▸ WHAT IS EXPECTED
Below is a block of data; give all of it again word for word.

▸ INFORMATION PROVIDED
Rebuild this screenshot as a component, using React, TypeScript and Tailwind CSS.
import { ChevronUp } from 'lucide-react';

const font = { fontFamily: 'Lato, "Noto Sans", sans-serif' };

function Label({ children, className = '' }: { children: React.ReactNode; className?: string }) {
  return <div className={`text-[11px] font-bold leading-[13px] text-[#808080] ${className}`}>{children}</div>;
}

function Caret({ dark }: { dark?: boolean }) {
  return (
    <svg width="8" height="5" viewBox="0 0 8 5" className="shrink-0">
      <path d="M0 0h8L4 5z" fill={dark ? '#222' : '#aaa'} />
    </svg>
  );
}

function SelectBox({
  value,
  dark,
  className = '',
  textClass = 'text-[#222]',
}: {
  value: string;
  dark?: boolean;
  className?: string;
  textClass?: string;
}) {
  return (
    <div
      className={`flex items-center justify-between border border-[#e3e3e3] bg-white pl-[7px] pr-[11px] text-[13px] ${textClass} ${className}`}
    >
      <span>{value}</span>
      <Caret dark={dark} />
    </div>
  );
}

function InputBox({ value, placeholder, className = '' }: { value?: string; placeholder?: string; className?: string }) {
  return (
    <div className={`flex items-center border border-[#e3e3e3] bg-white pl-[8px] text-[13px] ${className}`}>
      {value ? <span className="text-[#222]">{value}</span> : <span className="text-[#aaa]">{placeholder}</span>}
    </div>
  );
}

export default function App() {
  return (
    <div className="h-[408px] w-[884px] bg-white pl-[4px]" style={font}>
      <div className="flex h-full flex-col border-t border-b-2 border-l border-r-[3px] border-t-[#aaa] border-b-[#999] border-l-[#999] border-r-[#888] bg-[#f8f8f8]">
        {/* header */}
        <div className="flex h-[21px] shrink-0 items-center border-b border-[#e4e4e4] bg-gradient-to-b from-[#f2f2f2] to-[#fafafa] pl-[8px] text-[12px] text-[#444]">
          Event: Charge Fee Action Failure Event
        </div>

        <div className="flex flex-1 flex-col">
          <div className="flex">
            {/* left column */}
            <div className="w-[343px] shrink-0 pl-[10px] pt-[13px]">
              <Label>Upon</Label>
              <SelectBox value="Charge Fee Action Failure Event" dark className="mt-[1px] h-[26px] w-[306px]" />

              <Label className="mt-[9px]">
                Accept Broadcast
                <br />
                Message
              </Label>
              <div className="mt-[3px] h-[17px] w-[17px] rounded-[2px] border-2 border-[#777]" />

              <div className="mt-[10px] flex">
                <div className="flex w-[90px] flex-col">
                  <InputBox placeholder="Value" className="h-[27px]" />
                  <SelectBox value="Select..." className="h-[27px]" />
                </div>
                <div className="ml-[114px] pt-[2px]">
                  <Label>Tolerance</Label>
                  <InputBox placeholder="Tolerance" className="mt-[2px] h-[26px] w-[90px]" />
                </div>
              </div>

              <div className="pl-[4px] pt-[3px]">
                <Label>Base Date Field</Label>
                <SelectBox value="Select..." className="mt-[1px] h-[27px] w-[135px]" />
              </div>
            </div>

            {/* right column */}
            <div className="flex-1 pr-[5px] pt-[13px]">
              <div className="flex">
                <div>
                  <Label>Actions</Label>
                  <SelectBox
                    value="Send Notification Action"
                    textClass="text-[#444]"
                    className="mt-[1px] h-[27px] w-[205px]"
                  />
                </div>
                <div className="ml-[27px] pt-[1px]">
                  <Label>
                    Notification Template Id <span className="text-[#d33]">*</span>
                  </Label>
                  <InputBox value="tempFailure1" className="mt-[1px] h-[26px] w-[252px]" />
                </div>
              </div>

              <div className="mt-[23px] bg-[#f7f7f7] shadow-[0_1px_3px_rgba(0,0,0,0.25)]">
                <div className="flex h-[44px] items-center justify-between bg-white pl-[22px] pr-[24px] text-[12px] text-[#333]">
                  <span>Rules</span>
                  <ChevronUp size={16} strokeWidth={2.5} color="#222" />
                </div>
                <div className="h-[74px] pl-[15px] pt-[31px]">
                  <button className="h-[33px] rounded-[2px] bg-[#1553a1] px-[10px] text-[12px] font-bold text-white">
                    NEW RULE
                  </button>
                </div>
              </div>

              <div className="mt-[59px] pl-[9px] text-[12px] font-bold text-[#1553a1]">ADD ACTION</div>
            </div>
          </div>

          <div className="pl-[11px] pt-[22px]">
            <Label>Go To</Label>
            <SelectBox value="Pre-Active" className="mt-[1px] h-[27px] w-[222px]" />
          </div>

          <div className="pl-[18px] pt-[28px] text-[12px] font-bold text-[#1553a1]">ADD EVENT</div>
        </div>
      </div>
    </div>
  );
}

▸ ANSWER TO THE TASK
Rebuild this screenshot as a component, using React, TypeScript and Tailwind CSS.
import { ChevronUp } from 'lucide-react';

const font = { fontFamily: 'Lato, "Noto Sans", sans-serif' };

function Label({ children, className = '' }: { children: React.ReactNode; className?: string }) {
  return <div className={`text-[11px] font-bold leading-[13px] text-[#808080] ${className}`}>{children}</div>;
}

function Caret({ dark }: { dark?: boolean }) {
  return (
    <svg width="8" height="5" viewBox="0 0 8 5" className="shrink-0">
      <path d="M0 0h8L4 5z" fill={dark ? '#222' : '#aaa'} />
    </svg>
  );
}

function SelectBox({
  value,
  dark,
  className = '',
  textClass = 'text-[#222]',
}: {
  value: string;
  dark?: boolean;
  className?: string;
  textClass?: string;
}) {
  return (
    <div
      className={`flex items-center justify-between border border-[#e3e3e3] bg-white pl-[7px] pr-[11px] text-[13px] ${textClass} ${className}`}
    >
      <span>{value}</span>
      <Caret dark={dark} />
    </div>
  );
}

function InputBox({ value, placeholder, className = '' }: { value?: string; placeholder?: string; className?: string }) {
  return (
    <div className={`flex items-center border border-[#e3e3e3] bg-white pl-[8px] text-[13px] ${className}`}>
      {value ? <span className="text-[#222]">{value}</span> : <span className="text-[#aaa]">{placeholder}</span>}
    </div>
  );
}

export default function App() {
  return (
    <div className="h-[408px] w-[884px] bg-white pl-[4px]" style={font}>
      <div className="flex h-full flex-col border-t border-b-2 border-l border-r-[3px] border-t-[#aaa] border-b-[#999] border-l-[#999] border-r-[#888] bg-[#f8f8f8]">
        {/* header */}
        <div className="flex h-[21px] shrink-0 items-center border-b border-[#e4e4e4] bg-gradient-to-b from-[#f2f2f2] to-[#fafafa] pl-[8px] text-[12px] text-[#444]">
          Event: Charge Fee Action Failure Event
        </div>

        <div className="flex flex-1 flex-col">
          <div className="flex">
            {/* left column */}
            <div className="w-[343px] shrink-0 pl-[10px] pt-[13px]">
              <Label>Upon</Label>
              <SelectBox value="Charge Fee Action Failure Event" dark className="mt-[1px] h-[26px] w-[306px]" />

              <Label className="mt-[9px]">
                Accept Broadcast
                <br />
                Message
              </Label>
              <div className="mt-[3px] h-[17px] w-[17px] rounded-[2px] border-2 border-[#777]" />

              <div className="mt-[10px] flex">
                <div className="flex w-[90px] flex-col">
                  <InputBox placeholder="Value" className="h-[27px]" />
                  <SelectBox value="Select..." className="h-[27px]" />
                </div>
                <div className="ml-[114px] pt-[2px]">
                  <Label>Tolerance</Label>
                  <InputBox placeholder="Tolerance" className="mt-[2px] h-[26px] w-[90px]" />
                </div>
              </div>

              <div className="pl-[4px] pt-[3px]">
                <Label>Base Date Field</Label>
                <SelectBox value="Select..." className="mt-[1px] h-[27px] w-[135px]" />
              </div>
            </div>

            {/* right column */}
            <div className="flex-1 pr-[5px] pt-[13px]">
              <div className="flex">
                <div>
                  <Label>Actions</Label>
                  <SelectBox
                    value="Send Notification Action"
                    textClass="text-[#444]"
                    className="mt-[1px] h-[27px] w-[205px]"
                  />
                </div>
                <div className="ml-[27px] pt-[1px]">
                  <Label>
                    Notification Template Id <span className="text-[#d33]">*</span>
                  </Label>
                  <InputBox value="tempFailure1" className="mt-[1px] h-[26px] w-[252px]" />
                </div>
              </div>

              <div className="mt-[23px] bg-[#f7f7f7] shadow-[0_1px_3px_rgba(0,0,0,0.25)]">
                <div className="flex h-[44px] items-center justify-between bg-white pl-[22px] pr-[24px] text-[12px] text-[#333]">
                  <span>Rules</span>
                  <ChevronUp size={16} strokeWidth={2.5} color="#222" />
                </div>
                <div className="h-[74px] pl-[15px] pt-[31px]">
                  <button className="h-[33px] rounded-[2px] bg-[#1553a1] px-[10px] text-[12px] font-bold text-white">
                    NEW RULE
                  </button>
                </div>
              </div>

              <div className="mt-[59px] pl-[9px] text-[12px] font-bold text-[#1553a1]">ADD ACTION</div>
            </div>
          </div>

          <div className="pl-[11px] pt-[22px]">
            <Label>Go To</Label>
            <SelectBox value="Pre-Active" className="mt-[1px] h-[27px] w-[222px]" />
          </div>

          <div className="pl-[18px] pt-[28px] text-[12px] font-bold text-[#1553a1]">ADD EVENT</div>
        </div>
      </div>
    </div>
  );
}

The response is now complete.